__WORK INSTRUCTIONS__:
Repeat each line of the material below exactly as it appears, minus any pictures.

__INFORMATION SUPPLIED__:
################
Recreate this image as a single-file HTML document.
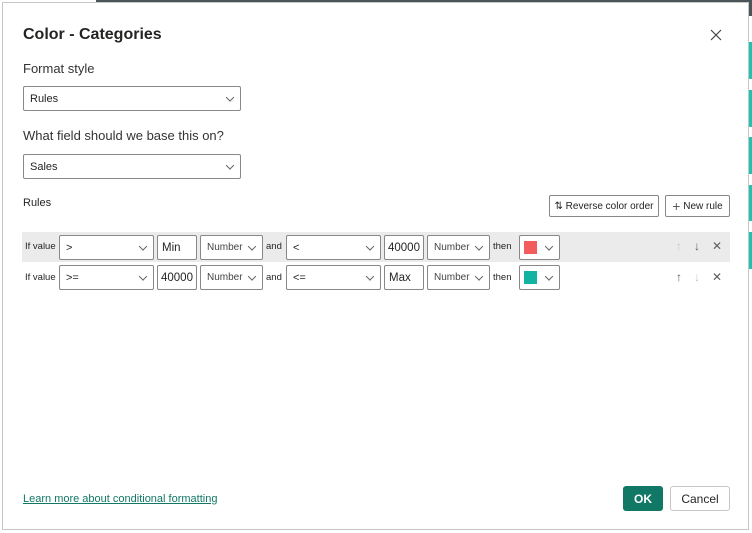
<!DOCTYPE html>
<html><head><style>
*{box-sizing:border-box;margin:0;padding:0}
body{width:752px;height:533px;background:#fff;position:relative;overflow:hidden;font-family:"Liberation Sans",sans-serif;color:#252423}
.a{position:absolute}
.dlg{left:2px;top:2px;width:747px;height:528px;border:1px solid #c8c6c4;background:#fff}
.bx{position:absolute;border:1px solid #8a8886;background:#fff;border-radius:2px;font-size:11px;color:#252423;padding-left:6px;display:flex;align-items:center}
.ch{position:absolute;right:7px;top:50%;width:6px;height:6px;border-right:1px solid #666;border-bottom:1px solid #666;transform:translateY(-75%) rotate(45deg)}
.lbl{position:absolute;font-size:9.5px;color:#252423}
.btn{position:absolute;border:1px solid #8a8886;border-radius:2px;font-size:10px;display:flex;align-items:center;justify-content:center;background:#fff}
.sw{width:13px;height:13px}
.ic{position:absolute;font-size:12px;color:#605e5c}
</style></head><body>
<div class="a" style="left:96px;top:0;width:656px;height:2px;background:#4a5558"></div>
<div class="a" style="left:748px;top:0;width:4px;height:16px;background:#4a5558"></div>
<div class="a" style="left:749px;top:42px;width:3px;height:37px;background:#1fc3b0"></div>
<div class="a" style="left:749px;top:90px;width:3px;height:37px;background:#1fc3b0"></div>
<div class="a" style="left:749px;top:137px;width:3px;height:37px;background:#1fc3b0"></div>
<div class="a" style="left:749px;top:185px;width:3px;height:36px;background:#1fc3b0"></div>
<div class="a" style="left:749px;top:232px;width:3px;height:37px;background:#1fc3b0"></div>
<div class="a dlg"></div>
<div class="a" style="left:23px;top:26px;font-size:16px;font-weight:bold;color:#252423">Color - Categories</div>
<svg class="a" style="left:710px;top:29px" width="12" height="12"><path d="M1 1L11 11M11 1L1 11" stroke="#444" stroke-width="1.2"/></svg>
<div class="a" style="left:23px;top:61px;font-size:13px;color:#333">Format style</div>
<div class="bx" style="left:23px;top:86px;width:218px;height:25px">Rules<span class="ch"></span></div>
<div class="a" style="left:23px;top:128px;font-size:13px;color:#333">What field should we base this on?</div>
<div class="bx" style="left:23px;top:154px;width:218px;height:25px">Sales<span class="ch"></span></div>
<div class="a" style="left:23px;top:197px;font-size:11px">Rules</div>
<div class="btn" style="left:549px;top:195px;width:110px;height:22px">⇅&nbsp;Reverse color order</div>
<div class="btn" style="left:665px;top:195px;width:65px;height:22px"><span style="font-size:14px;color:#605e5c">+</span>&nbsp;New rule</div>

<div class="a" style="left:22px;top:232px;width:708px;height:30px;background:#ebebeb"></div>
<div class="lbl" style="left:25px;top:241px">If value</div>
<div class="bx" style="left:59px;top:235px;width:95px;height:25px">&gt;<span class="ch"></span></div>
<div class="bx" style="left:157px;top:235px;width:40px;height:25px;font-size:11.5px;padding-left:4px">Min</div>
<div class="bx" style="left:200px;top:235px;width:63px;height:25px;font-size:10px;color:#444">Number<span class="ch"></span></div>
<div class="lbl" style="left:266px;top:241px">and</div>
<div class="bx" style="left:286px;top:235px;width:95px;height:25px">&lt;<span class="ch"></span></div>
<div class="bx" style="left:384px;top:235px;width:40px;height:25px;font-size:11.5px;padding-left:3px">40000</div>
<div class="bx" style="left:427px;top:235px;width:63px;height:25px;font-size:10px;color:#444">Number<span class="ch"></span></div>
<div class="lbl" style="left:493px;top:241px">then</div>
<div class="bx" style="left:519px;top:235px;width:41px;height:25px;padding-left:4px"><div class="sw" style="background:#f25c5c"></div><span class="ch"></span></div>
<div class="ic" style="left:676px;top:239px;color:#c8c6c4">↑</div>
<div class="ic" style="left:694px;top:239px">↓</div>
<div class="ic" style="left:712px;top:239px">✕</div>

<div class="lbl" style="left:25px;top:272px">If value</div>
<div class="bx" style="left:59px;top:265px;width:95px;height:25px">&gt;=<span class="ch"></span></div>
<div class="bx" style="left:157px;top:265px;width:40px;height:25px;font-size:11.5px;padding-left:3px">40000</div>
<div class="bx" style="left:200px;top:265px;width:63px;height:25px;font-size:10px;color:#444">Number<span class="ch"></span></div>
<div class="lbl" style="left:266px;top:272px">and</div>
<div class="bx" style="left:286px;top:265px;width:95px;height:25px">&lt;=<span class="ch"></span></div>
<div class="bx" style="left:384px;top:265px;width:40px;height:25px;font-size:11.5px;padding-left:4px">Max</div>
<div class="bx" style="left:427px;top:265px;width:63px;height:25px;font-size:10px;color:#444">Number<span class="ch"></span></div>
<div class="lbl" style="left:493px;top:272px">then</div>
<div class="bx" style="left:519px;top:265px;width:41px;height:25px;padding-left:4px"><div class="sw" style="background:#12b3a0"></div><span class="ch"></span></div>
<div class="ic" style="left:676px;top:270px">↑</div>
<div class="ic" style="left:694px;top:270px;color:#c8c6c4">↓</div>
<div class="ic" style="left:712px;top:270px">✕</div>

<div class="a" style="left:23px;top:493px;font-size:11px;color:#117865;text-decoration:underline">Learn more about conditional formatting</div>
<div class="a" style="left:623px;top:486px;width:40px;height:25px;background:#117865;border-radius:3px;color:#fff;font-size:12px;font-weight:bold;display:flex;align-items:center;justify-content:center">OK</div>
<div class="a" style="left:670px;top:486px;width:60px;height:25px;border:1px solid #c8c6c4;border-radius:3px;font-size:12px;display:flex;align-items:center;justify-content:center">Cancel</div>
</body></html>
################
__ANSWER__:
Recreate this image as a single-file HTML document.
<!DOCTYPE html>
<html><head><style>
*{box-sizing:border-box;margin:0;padding:0}
body{width:752px;height:533px;background:#fff;position:relative;overflow:hidden;font-family:"Liberation Sans",sans-serif;color:#252423}
.a{position:absolute}
.dlg{left:2px;top:2px;width:747px;height:528px;border:1px solid #c8c6c4;background:#fff}
.bx{position:absolute;border:1px solid #8a8886;background:#fff;border-radius:2px;font-size:11px;color:#252423;padding-left:6px;display:flex;align-items:center}
.ch{position:absolute;right:7px;top:50%;width:6px;height:6px;border-right:1px solid #666;border-bottom:1px solid #666;transform:translateY(-75%) rotate(45deg)}
.lbl{position:absolute;font-size:9.5px;color:#252423}
.btn{position:absolute;border:1px solid #8a8886;border-radius:2px;font-size:10px;display:flex;align-items:center;justify-content:center;background:#fff}
.sw{width:13px;height:13px}
.ic{position:absolute;font-size:12px;color:#605e5c}
</style></head><body>
<div class="a" style="left:96px;top:0;width:656px;height:2px;background:#4a5558"></div>
<div class="a" style="left:748px;top:0;width:4px;height:16px;background:#4a5558"></div>
<div class="a" style="left:749px;top:42px;width:3px;height:37px;background:#1fc3b0"></div>
<div class="a" style="left:749px;top:90px;width:3px;height:37px;background:#1fc3b0"></div>
<div class="a" style="left:749px;top:137px;width:3px;height:37px;background:#1fc3b0"></div>
<div class="a" style="left:749px;top:185px;width:3px;height:36px;background:#1fc3b0"></div>
<div class="a" style="left:749px;top:232px;width:3px;height:37px;background:#1fc3b0"></div>
<div class="a dlg"></div>
<div class="a" style="left:23px;top:26px;font-size:16px;font-weight:bold;color:#252423">Color - Categories</div>
<svg class="a" style="left:710px;top:29px" width="12" height="12"><path d="M1 1L11 11M11 1L1 11" stroke="#444" stroke-width="1.2"/></svg>
<div class="a" style="left:23px;top:61px;font-size:13px;color:#333">Format style</div>
<div class="bx" style="left:23px;top:86px;width:218px;height:25px">Rules<span class="ch"></span></div>
<div class="a" style="left:23px;top:128px;font-size:13px;color:#333">What field should we base this on?</div>
<div class="bx" style="left:23px;top:154px;width:218px;height:25px">Sales<span class="ch"></span></div>
<div class="a" style="left:23px;top:197px;font-size:11px">Rules</div>
<div class="btn" style="left:549px;top:195px;width:110px;height:22px">⇅&nbsp;Reverse color order</div>
<div class="btn" style="left:665px;top:195px;width:65px;height:22px"><span style="font-size:14px;color:#605e5c">+</span>&nbsp;New rule</div>

<div class="a" style="left:22px;top:232px;width:708px;height:30px;background:#ebebeb"></div>
<div class="lbl" style="left:25px;top:241px">If value</div>
<div class="bx" style="left:59px;top:235px;width:95px;height:25px">&gt;<span class="ch"></span></div>
<div class="bx" style="left:157px;top:235px;width:40px;height:25px;font-size:11.5px;padding-left:4px">Min</div>
<div class="bx" style="left:200px;top:235px;width:63px;height:25px;font-size:10px;color:#444">Number<span class="ch"></span></div>
<div class="lbl" style="left:266px;top:241px">and</div>
<div class="bx" style="left:286px;top:235px;width:95px;height:25px">&lt;<span class="ch"></span></div>
<div class="bx" style="left:384px;top:235px;width:40px;height:25px;font-size:11.5px;padding-left:3px">40000</div>
<div class="bx" style="left:427px;top:235px;width:63px;height:25px;font-size:10px;color:#444">Number<span class="ch"></span></div>
<div class="lbl" style="left:493px;top:241px">then</div>
<div class="bx" style="left:519px;top:235px;width:41px;height:25px;padding-left:4px"><div class="sw" style="background:#f25c5c"></div><span class="ch"></span></div>
<div class="ic" style="left:676px;top:239px;color:#c8c6c4">↑</div>
<div class="ic" style="left:694px;top:239px">↓</div>
<div class="ic" style="left:712px;top:239px">✕</div>

<div class="lbl" style="left:25px;top:272px">If value</div>
<div class="bx" style="left:59px;top:265px;width:95px;height:25px">&gt;=<span class="ch"></span></div>
<div class="bx" style="left:157px;top:265px;width:40px;height:25px;font-size:11.5px;padding-left:3px">40000</div>
<div class="bx" style="left:200px;top:265px;width:63px;height:25px;font-size:10px;color:#444">Number<span class="ch"></span></div>
<div class="lbl" style="left:266px;top:272px">and</div>
<div class="bx" style="left:286px;top:265px;width:95px;height:25px">&lt;=<span class="ch"></span></div>
<div class="bx" style="left:384px;top:265px;width:40px;height:25px;font-size:11.5px;padding-left:4px">Max</div>
<div class="bx" style="left:427px;top:265px;width:63px;height:25px;font-size:10px;color:#444">Number<span class="ch"></span></div>
<div class="lbl" style="left:493px;top:272px">then</div>
<div class="bx" style="left:519px;top:265px;width:41px;height:25px;padding-left:4px"><div class="sw" style="background:#12b3a0"></div><span class="ch"></span></div>
<div class="ic" style="left:676px;top:270px">↑</div>
<div class="ic" style="left:694px;top:270px;color:#c8c6c4">↓</div>
<div class="ic" style="left:712px;top:270px">✕</div>

<div class="a" style="left:23px;top:493px;font-size:11px;color:#117865;text-decoration:underline">Learn more about conditional formatting</div>
<div class="a" style="left:623px;top:486px;width:40px;height:25px;background:#117865;border-radius:3px;color:#fff;font-size:12px;font-weight:bold;display:flex;align-items:center;justify-content:center">OK</div>
<div class="a" style="left:670px;top:486px;width:60px;height:25px;border:1px solid #c8c6c4;border-radius:3px;font-size:12px;display:flex;align-items:center;justify-content:center">Cancel</div>
</body></html>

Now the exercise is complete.